Modern fulfilment centres run hundreds of autonomous mobile robots (AMRs) that ferry shelves and totes to human pickers. Swarm robotics studies how such large fleets coordinate. Inspired by ant colonies and bird flocks, the philosophy is that simple agents following local rules can produce sophisticated, robust collective behaviour — without a fragile central brain dictating every move.
Working principle
Each robot senses its local surroundings, communicates with neighbours and follows simple rules; global order such as efficient routing and traffic flow emerges from these interactions. Decentralised control gives three properties prized in logistics: scalability (add robots without redesign), robustness (the system degrades gracefully if one unit fails) and flexibility (adapts to changing demand). A fleet manager sets goals and resolves deadlocks while leaving moment-to-moment navigation to the robots.

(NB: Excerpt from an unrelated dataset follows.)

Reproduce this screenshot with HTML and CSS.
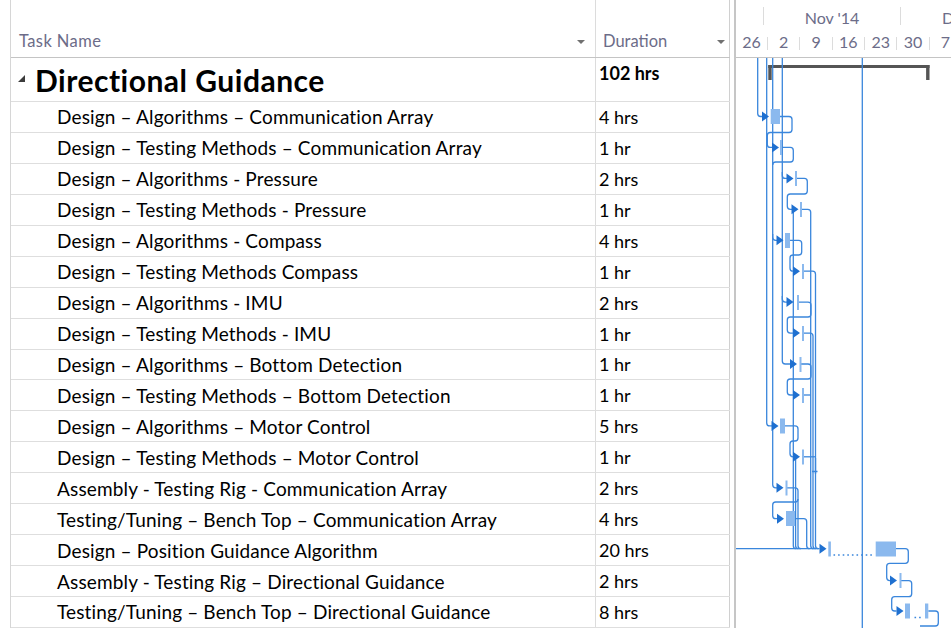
FILE: index.html
```html
<!DOCTYPE html>
<html lang="en">
<head>
<meta charset="utf-8">
<title>Directional Guidance – Gantt</title>
<link rel="stylesheet" href="styles.css">
</head>
<body>
<div class="app">
  <div class="sheet">
    <div class="sheet-head">
      <div class="col col-name"><span class="hlabel name-label">Task Name</span><span class="dd dd-name"></span></div>
      <div class="col col-dur"><span class="hlabel dur-label">Duration</span><span class="dd dd-dur"></span></div>
    </div>
    <div class="row summary">
      <div class="col col-name"><span class="twisty"></span><span class="sum-title">Directional Guidance</span></div>
      <div class="col col-dur"><span class="sum-dur">102 hrs</span></div>
    </div>
    <div class="row task"><div class="col col-name">Design – Algorithms – Communication Array</div><div class="col col-dur">4 hrs</div></div>
    <div class="row task"><div class="col col-name">Design – Testing Methods – Communication Array</div><div class="col col-dur">1 hr</div></div>
    <div class="row task"><div class="col col-name">Design – Algorithms - Pressure</div><div class="col col-dur">2 hrs</div></div>
    <div class="row task"><div class="col col-name">Design – Testing Methods - Pressure</div><div class="col col-dur">1 hr</div></div>
    <div class="row task"><div class="col col-name">Design – Algorithms - Compass</div><div class="col col-dur">4 hrs</div></div>
    <div class="row task"><div class="col col-name">Design – Testing Methods Compass</div><div class="col col-dur">1 hr</div></div>
    <div class="row task"><div class="col col-name">Design – Algorithms - IMU</div><div class="col col-dur">2 hrs</div></div>
    <div class="row task"><div class="col col-name">Design – Testing Methods - IMU</div><div class="col col-dur">1 hr</div></div>
    <div class="row task"><div class="col col-name">Design – Algorithms – Bottom Detection</div><div class="col col-dur">1 hr</div></div>
    <div class="row task"><div class="col col-name">Design – Testing Methods – Bottom Detection</div><div class="col col-dur">1 hr</div></div>
    <div class="row task"><div class="col col-name">Design – Algorithms – Motor Control</div><div class="col col-dur">5 hrs</div></div>
    <div class="row task"><div class="col col-name">Design – Testing Methods – Motor Control</div><div class="col col-dur">1 hr</div></div>
    <div class="row task"><div class="col col-name">Assembly - Testing Rig - Communication Array</div><div class="col col-dur">2 hrs</div></div>
    <div class="row task"><div class="col col-name">Testing/Tuning – Bench Top – Communication Array</div><div class="col col-dur">4 hrs</div></div>
    <div class="row task"><div class="col col-name">Design – Position Guidance Algorithm</div><div class="col col-dur">20 hrs</div></div>
    <div class="row task"><div class="col col-name">Assembly - Testing Rig – Directional Guidance</div><div class="col col-dur">2 hrs</div></div>
    <div class="row task"><div class="col col-name">Testing/Tuning – Bench Top – Directional Guidance</div><div class="col col-dur">8 hrs</div></div>
  </div>
  <div class="splitter"></div>
  <div class="chart">
    <div class="timescale">
      <div class="tier tier-top">
        <div class="tcell lead"></div>
        <div class="tcell month">Nov '14</div>
        <div class="tcell month">Dec '14</div>
      </div>
      <div class="tier tier-bottom">
        <div class="wcell lead">26</div>
        <div class="wcell">2</div>
        <div class="wcell">9</div>
        <div class="wcell">16</div>
        <div class="wcell">23</div>
        <div class="wcell">30</div>
        <div class="wcell">7</div>
      </div>
    </div>
    <svg class="gantt" width="215" height="570" viewBox="736 58 215 570">
      <!-- summary bar -->
      <g class="summary-bar">
        <rect x="768.3" y="65" width="161.2" height="3"/>
        <rect x="768.3" y="65" width="3.4" height="15"/>
        <rect x="926.1" y="65" width="3.4" height="15"/>
      </g>

      <!-- dependency links -->
      <g class="links">
        <path d="M757.7 58 V113.5 Q757.7 116.5 760.7 116.5 H762"/>
        <path d="M766.7 58 V422.9 Q766.7 425.9 769.7 425.9 H772"/>
        <path d="M772.7 58 V484.8 Q772.7 487.8 775.7 487.8 H777"/>
        <path d="M772.7 234 V237.3 Q772.7 240.3 775.7 240.3 H777"/>
        <path d="M782.3 58 V361 Q782.3 364 785.3 364 H790"/>
        <path d="M782.3 172 V175.4 Q782.3 178.4 785.3 178.4 H787"/>
        <path d="M782.3 296 V299.1 Q782.3 302.1 785.3 302.1 H787"/>

        <path d="M780 116.5 H789 Q792 116.5 792 119.5 V129.5 Q792 132.5 789 132.5 H770.3 Q767.3 132.5 767.3 135.5 V144.4 Q767.3 147.4 770.3 147.4 H772"/>
        <path d="M782 147.4 H790.3 Q793.3 147.4 793.3 150.4 V159 Q793.3 162 790.3 162 H775.7 Q772.7 162 772.7 165"/>
        <path d="M796.5 178.4 H804.3 Q807.3 178.4 807.3 181.4 V191 Q807.3 194 804.3 194 H790.3 Q787.3 194 787.3 197 V206.3 Q787.3 209.3 790.3 209.3 H792"/>
        <path d="M801.5 209.3 H807.7 Q810.7 209.3 810.7 212.3 V545.7 Q810.7 548.7 813.7 548.7"/>
        <path d="M790 240.3 H798.7 Q801.7 240.3 801.7 243.3 V252 Q801.7 255 798.7 255 H793 Q790 255 790 258 V268.2 Q790 271.2 793 271.2 H793.5"/>
        <path d="M803.5 271.2 H812.5 Q815.5 271.2 815.5 274.2 V545.7 Q815.5 548.7 818.5 548.7"/>
        <path d="M799 302.1 H808 Q811 302.1 811 305.1 V314 Q811 317 808 317 H790.3 Q787.3 317 787.3 320 V330.1 Q787.3 333.1 790.3 333.1 H793.5"/>
        <path d="M803 333.1 H810 Q813 333.1 813 336.1 V545.7 Q813 548.7 816 548.7"/>
        <path d="M801 364 H808 Q811 364 811 367 V376 Q811 379 808 379 H790.3 Q787.3 379 787.3 382 V392 Q787.3 395 790.3 395 H793.5"/>
        <path d="M803 395 H810.7"/>
        <path d="M785 425.9 H795 Q798 425.9 798 428.9 V438 Q798 441 795 441 H793 Q790 441 790 444 V453.8 Q790 456.8 793 456.8 H793.5"/>
        <path d="M803.5 456.8 H815.5"/>
        <path d="M812 471.5 H817.5 M815.5 458 V474"/>
        <path d="M787 487.8 H795 Q798 487.8 798 490.8 V499 Q798 502 795 502 H775.7 Q772.7 502 772.7 505 V515.7 Q772.7 518.7 775.7 518.7 H777"/>
        <path d="M798 499 V545.7 Q798 548.7 801 548.7"/>
        <path d="M795 518.7 H803.7 Q806.7 518.7 806.7 521.7 V545.7 Q806.7 548.7 809.7 548.7"/>
        <path d="M793.3 212 V545.7 Q793.3 548.7 796.3 548.7"/>
        <path d="M795.6 459 V545.7 Q795.6 548.7 798.6 548.7"/>
        <path d="M736 548.7 H819.5"/>

        <path d="M896 548.7 H905.3 Q908.3 548.7 908.3 551.7 V560.3 Q908.3 563.3 905.3 563.3 H889.7 Q886.7 563.3 886.7 566.3 V577.6 Q886.7 580.6 889.7 580.6 H890"/>
        <path d="M901 580.6 H908.7 Q911.7 580.6 911.7 583.6 V593.7 Q911.7 596.7 908.7 596.7 H894.7 Q891.7 596.7 891.7 599.7 V608 Q891.7 611 894.7 611 H896.5"/>
        <path d="M928.3 611 H935.3 Q938.3 611 938.3 614 V623 Q938.3 626 935.3 626 H920"/>

        <path d="M862.3 58 V628"/>
      </g>

      <!-- split gaps -->
      <g class="splits">
        <path d="M833.5 555 H872"/>
        <path d="M914.5 617.5 H923"/>
      </g>

      <!-- task bars -->
      <g class="bars">
        <rect x="770.7" y="109" width="9.3" height="15"/>
        <rect x="780" y="140" width="2" height="15"/>
        <rect x="795" y="171" width="2" height="15"/>
        <rect x="800" y="202" width="2" height="15"/>
        <rect x="785" y="233" width="5" height="15"/>
        <rect x="802" y="264" width="2" height="15"/>
        <rect x="797" y="295" width="2" height="15"/>
        <rect x="802" y="326" width="2" height="15"/>
        <rect x="799.5" y="357" width="2" height="15"/>
        <rect x="802" y="388" width="2" height="15"/>
        <rect x="780" y="418.5" width="5" height="15"/>
        <rect x="802" y="449.5" width="2" height="15"/>
        <rect x="785.5" y="480.5" width="2" height="15"/>
        <rect x="786" y="511" width="9" height="15"/>
        <rect x="828.3" y="541.5" width="2.6" height="15"/>
        <rect x="875.7" y="541.5" width="20.3" height="15"/>
        <rect x="899.5" y="573" width="2" height="15"/>
        <rect x="905" y="603.5" width="5" height="15"/>
        <rect x="925" y="603.5" width="3.3" height="15"/>
      </g>

      <!-- link arrowheads -->
      <g class="arrows">
        <polygon points="762,111.5 769,116.5 762,121.5"/>
        <polygon points="772,142.4 779,147.4 772,152.4"/>
        <polygon points="786.5,173.4 793.5,178.4 786.5,183.4"/>
        <polygon points="791.5,204.3 798.5,209.3 791.5,214.3"/>
        <polygon points="776.5,235.3 783.5,240.3 776.5,245.3"/>
        <polygon points="793,266.2 800,271.2 793,276.2"/>
        <polygon points="786.5,297.1 793.5,302.1 786.5,307.1"/>
        <polygon points="793,328.1 800,333.1 793,338.1"/>
        <polygon points="790,359 797,364 790,369"/>
        <polygon points="793,390 800,395 793,400"/>
        <polygon points="771.5,420.9 778.5,425.9 771.5,430.9"/>
        <polygon points="793,451.8 800,456.8 793,461.8"/>
        <polygon points="776.5,482.8 783.5,487.8 776.5,492.8"/>
        <polygon points="777,513.7 784,518.7 777,523.7"/>
        <polygon points="819.5,543.7 826.5,548.7 819.5,553.7"/>
        <polygon points="890,575.6 897,580.6 890,585.6"/>
        <polygon points="896.5,606 903.5,611 896.5,616"/>
      </g>
    </svg>
  </div>
</div>
</body>
</html>
```

FILE: styles.css
```css
* {
  box-sizing: border-box;
}

body {
  margin: 0;
  background: #ffffff;
  font-family: Lato, "Open Sans", "Liberation Sans", sans-serif;
  color: #000000;
}

.app {
  display: flex;
  width: 951px;
  height: 628px;
  overflow: hidden;
}

/* ---------- task sheet ---------- */

.sheet {
  flex: none;
  width: 720px;
  margin-left: 10px;
  border-left: 1px solid #d6d6d6;
}

.col {
  display: flex;
  align-items: center;
  flex: none;
  height: 100%;
  white-space: nowrap;
}

.col-name {
  width: 585px;
  border-right: 1px solid #dcdcdc;
}

.col-dur {
  width: 134px;
  border-right: 1px solid #d0d0d0;
}

.sheet-head {
  display: flex;
  height: 58px;
  border-bottom: 1px solid #c4c4c4;
}

.sheet-head .col {
  align-items: flex-end;
  padding-bottom: 6px;
}

.hlabel {
  font-size: 16.5px;
  line-height: 20px;
  color: #6c6c88;
}

.name-label {
  padding-left: 8px;
  letter-spacing: 0.4px;
}

.dur-label {
  padding-left: 7px;
}

.dd {
  width: 0;
  height: 0;
  margin-left: auto;
  margin-bottom: 7px;
  border-left: 4px solid transparent;
  border-right: 4px solid transparent;
  border-top: 4px solid #707070;
}

.dd-name {
  margin-right: 10px;
}

.dd-dur {
  margin-right: 4px;
}

.row {
  display: flex;
  height: 30.94px;
  border-bottom: 1px solid #dedede;
}

.row.summary {
  height: 44px;
}

.summary .col-name {
  padding-left: 7px;
}

.twisty {
  width: 0;
  height: 0;
  margin-top: -2px;
  margin-right: 10px;
  border-bottom: 7px solid #3c3c3c;
  border-left: 7px solid transparent;
}

.sum-title {
  font-size: 30px;
  font-weight: 700;
  line-height: 34px;
  letter-spacing: 0.5px;
  color: #000000;
}

.summary .col-dur {
  align-items: flex-start;
  padding: 5px 0 0 3px;
}

.sum-dur {
  font-size: 18px;
  font-weight: 700;
  line-height: 20px;
  color: #000000;
}

.task .col {
  font-size: 18px;
}

.task .col-name {
  padding-left: 46px;
  font-size: 19px;
  letter-spacing: 0.15px;
}

.task .col-dur {
  padding-left: 3px;
}

/* ---------- splitter & chart ---------- */

.splitter {
  flex: none;
  width: 4px;
}

.chart {
  flex: none;
  width: 217px;
  border-left: 2px solid #c6c6c6;
  overflow: hidden;
}

.timescale {
  height: 58px;
  border-bottom: 1px solid #c4c4c4;
  color: #6c6c88;
  font-size: 16px;
}

.tier {
  display: flex;
  align-items: flex-start;
  white-space: nowrap;
}

.tier-top {
  height: 29px;
  padding-top: 7px;
}

.tcell {
  flex: none;
  height: 18px;
  padding-top: 2px;
  line-height: 18px;
  text-align: center;
  border-left: 1px solid #dcdcdc;
}

.tcell.lead {
  width: 27px;
  border-left: none;
}

.tcell.month {
  width: 137px;
}

.tier-bottom {
  height: 28px;
  padding-top: 8px;
}

.wcell {
  flex: none;
  width: 32.35px;
  height: 13px;
  line-height: 10px;
  text-align: center;
  border-left: 1px solid #dcdcdc;
}

.wcell.lead {
  width: 31px;
  border-left: none;
}

.gantt {
  display: block;
}

.summary-bar rect {
  fill: #555555;
}

.links path {
  fill: none;
  stroke: #3a86dc;
  stroke-width: 1.3;
}

.splits path {
  fill: none;
  stroke: #3a86dc;
  stroke-width: 1.6;
  stroke-dasharray: 1.6 3;
}

.bars rect {
  fill: #8bb9ee;
}

.arrows polygon {
  fill: #1f70d0;
}
```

| Property | Centralised | Swarm / decentralised |
|---|---|---|
| Control | One planner | Local rules + light oversight |
| Scalability | Limited by planner | High |
| Single point of failure | Yes | No |
| Optimality | Globally optimal | Good, emergent |
Key challengeThe engineering challenge is traffic management — avoiding deadlocks and congestion at aisles and charging stations as fleet density rises; this is where hybrid central+local schemes win.
Applications
- Goods-to-person fulfilment (shelf- and tote-moving robots)

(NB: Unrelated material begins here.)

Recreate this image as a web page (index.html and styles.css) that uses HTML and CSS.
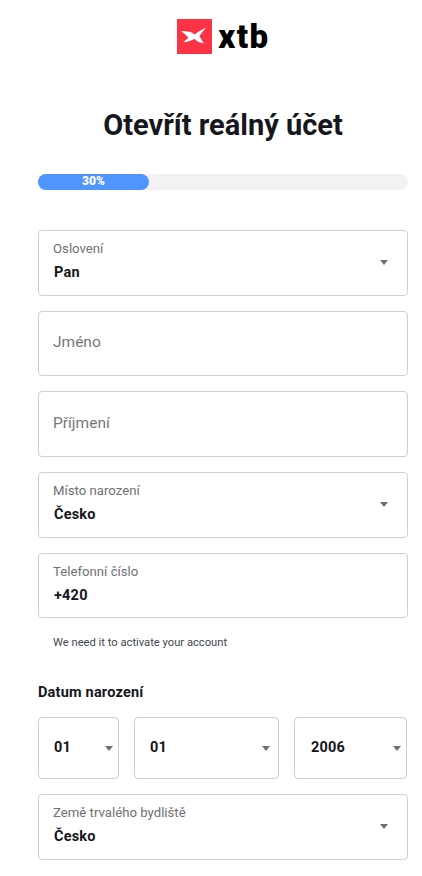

- Collaborative sorting and cross-docking
- Automated inventory scanning and warehouse mapping
References & further reading
- Şahin, “Swarm Robotics: From Sources of Inspiration to Domains of Application,” 2005.
- Wurman et al., “Coordinating Hundreds of Cooperative, Autonomous Vehicles in Warehouses (Kiva),” AI Magazine, 2008.
- Brambilla et al., “Swarm robotics: a review from the swarm engineering perspective,” Swarm Intelligence, 2013.